The FBI joins the long list of presidents, judges, and investigators who have been attacked by Donald Trump, and a judge may have to — once again — demand that the former president keep his mouth shut.
On Friday, federal prosecutors asked a Florida judge to implement a gag order against the former president speaking out about the law enforcement who searched Mar-a-Lago.
But will another gag order actually stop Mr Trump from saying what he wants when fines barely make a dent in his wallet and an army of GOP surrogates stands ready to speak for him?
Mr Trump is already under a gag order in his hush money case and his 2020 election interference case, and now prosecutors in the classified documents case are asking a judge to bar the former president from making statements that might put their or their colleagues' lives in danger.
Earlier this week, Mr Trump insisted that the FBI had been authorized to shoot him during the August 2022 raid at Mar-a-Lago.
That statement is false.
Then, in a social media post on Tuesday, Mr Trump lied again, saying that Joe Biden "authorized the FBI to use deadly (lethal) force" while they searched his golf club.
Mr Trump got the idea that Mr Biden had sent a federal hit squad after him thanks to a recently unsealed FBI operational plan for the Mar-a-Lago raid. The plan included a standard reference to the authorization of lethal force in the event of an emergency. Prosecutors have argued that Mr Trump distorted that boilerplate information to insinuate that Mr Biden tried to have him killed, the New York Times reports.
“As Trump is well aware, the FBI took extraordinary care to execute the search warrant unobtrusively and without needless confrontation,” prosecutors wrote in a legal filing to Judge Aileen M Cannon.
The motion notes that prosecutors "scheduled the search of Mar-a-Lago for a time when [Mr Trump] and his family would be away."
"They planned to coordinate with Trump’s attorney, Secret Service agents and Mar-a-Lago staff before and during the execution of the warrant; and they planned for contingencies — which, in fact, never came to pass — about with whom to communicate if Trump were to arrive on the scene.”
Both of Mr Trump's existing gag orders and his potential third are focused on the idea that Mr Trump, witting or unwittingly, could inspire acts of violence with his words.
The prosecutors said that by Mr Trump falsely claiming that FBI agents “were complicit in a plot to assassinate him," it exposes agents and their loved ones “to the risk of threats, violence and harassment.”

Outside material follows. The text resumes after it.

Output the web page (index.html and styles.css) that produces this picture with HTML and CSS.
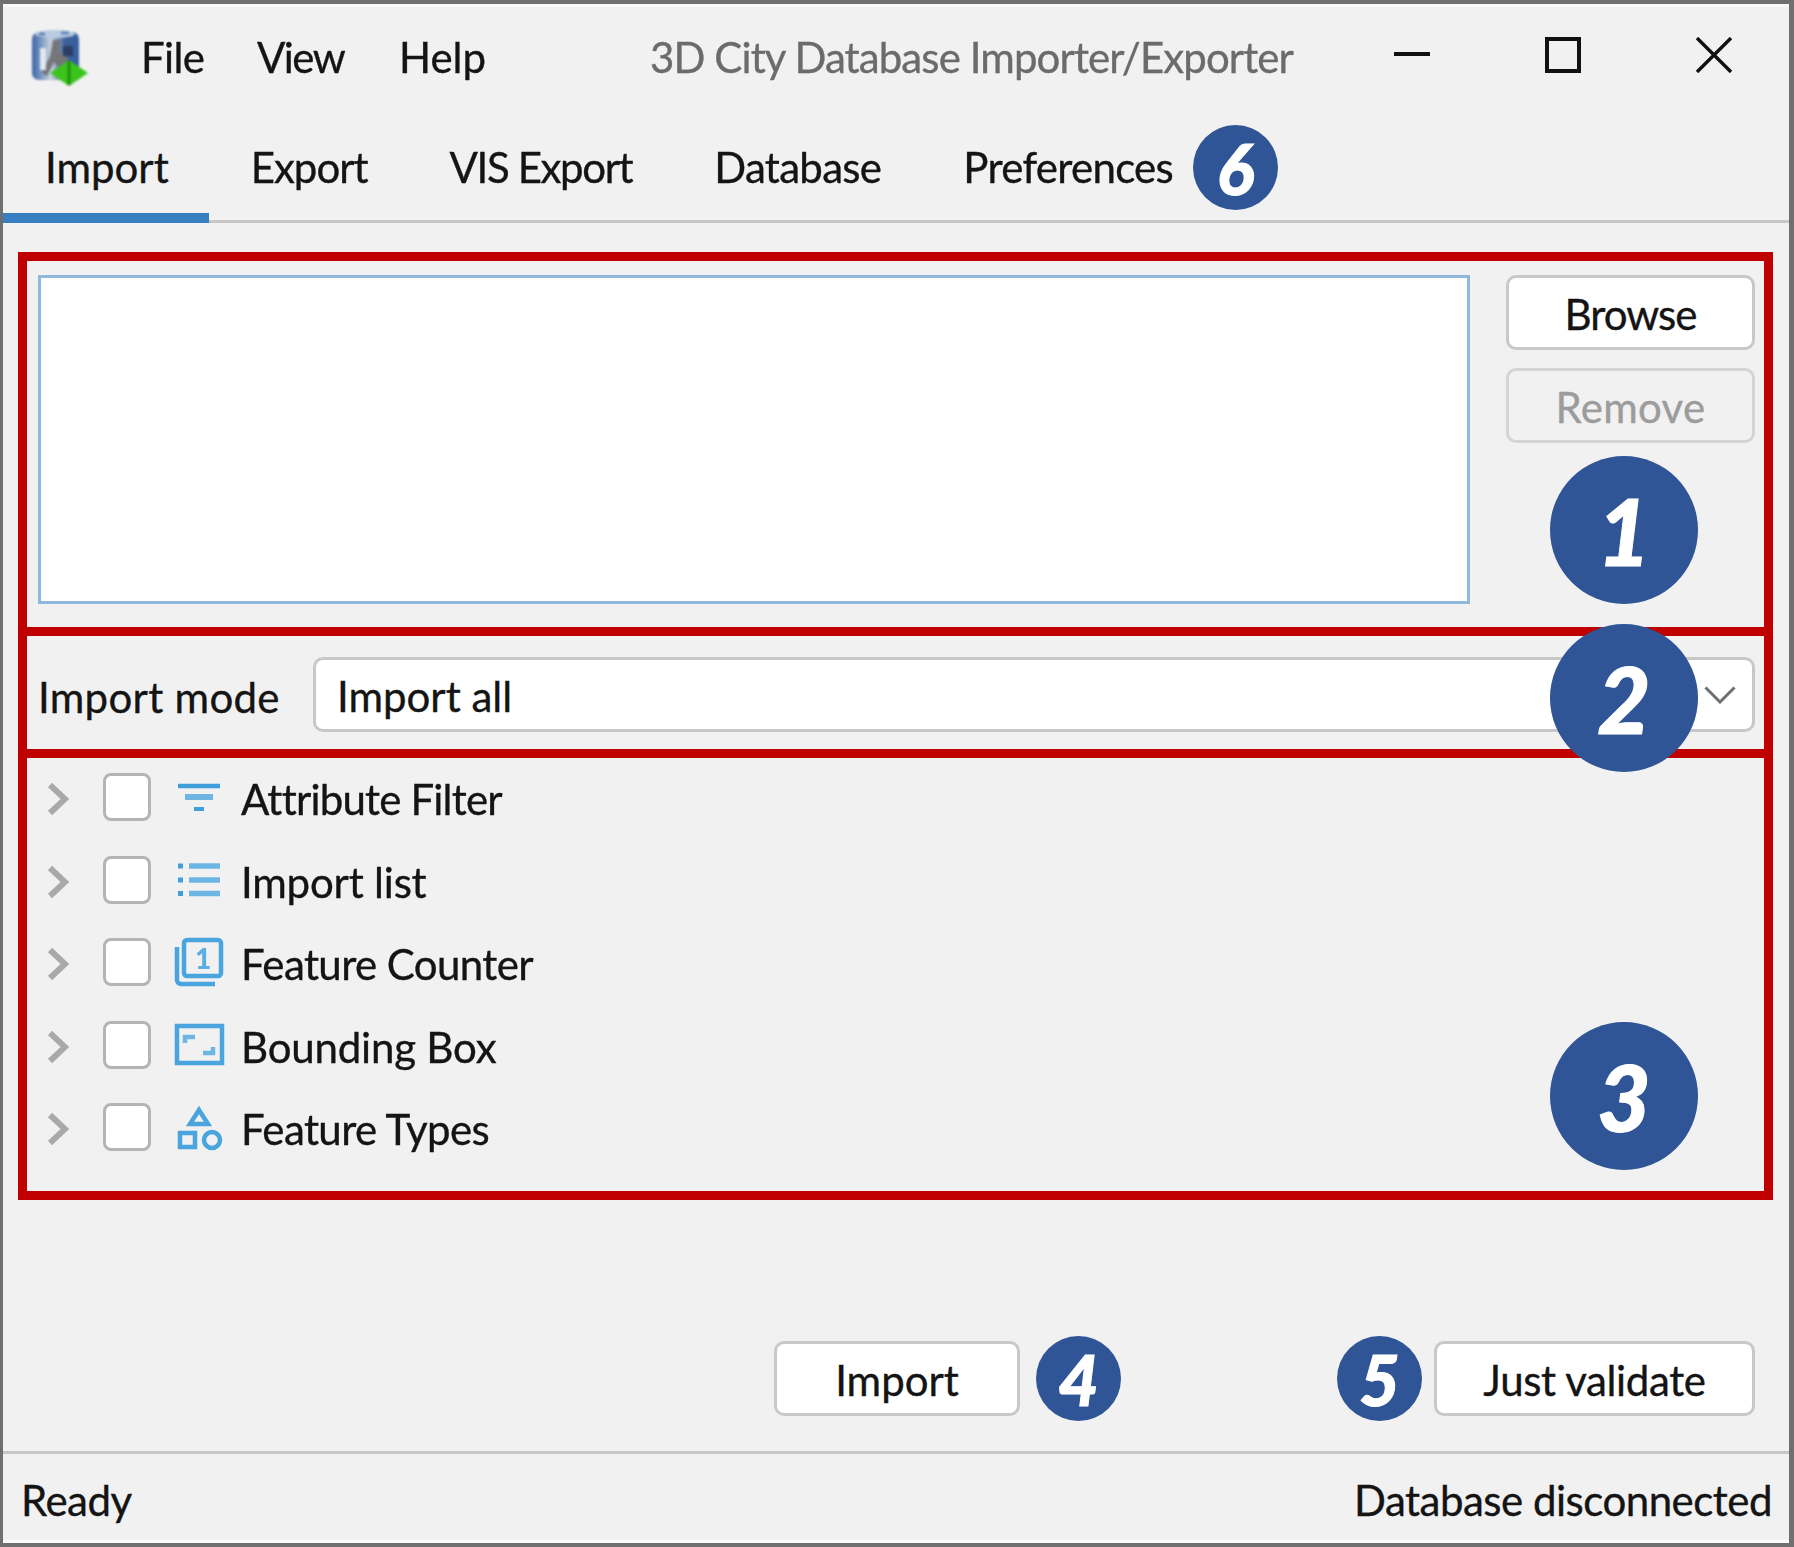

“Those deceptive and inflammatory assertions irresponsibly put a target on the backs of the FBI agents involved in this case, as Trump well knows,” prosecutors wrote.
To be clear: the risk of threats, violence, and harassment are from Mr Trump's stalwart supporters.
Mr Trump has already attempt to wriggle out of accountability for the Capitol riot by suggesting that he simply told his followers to take a walk to the building, not to storm the facility.
The prosecutors are not just painting a picture of hypotheticals either; in the days after the FBI raided Mar-a-Lago, a man in Ohio, Ricky Shiffer, tried to shoot his way into an FBI field office near Cincinnati.
Just before his attack, Mr Shiffer called on fellow "patriots" to travel to Florida to protect Mr Trump and to gun down FBI agents. He ultimately was killed by the FBI during his failed attack in Cincinnati.
It's difficult to tell what effect the gag orders have had on Mr Trump's speech. He's already violated the order in the hush money case and has been held in contempt twice, prompting Judge Juan Merchan to issue him a $1,000 fine for each of the 10 comments he made violating the gag order.
Mr Merchan noted that Mr Trump was a wealthy individual and recognized that fines were not a useful deterrent, so he threatened to toss the former president in jail for future violations.
Not only can Mr Trump brush off the fines, but he has an army of Republican supplicants who are more than willing to act on his behalf in instances where he is barred from speaking.
That means even if prosecutors get their way, there’s nothing to stop a willing mouthpiece from delivering Mr Trump’s message anyway.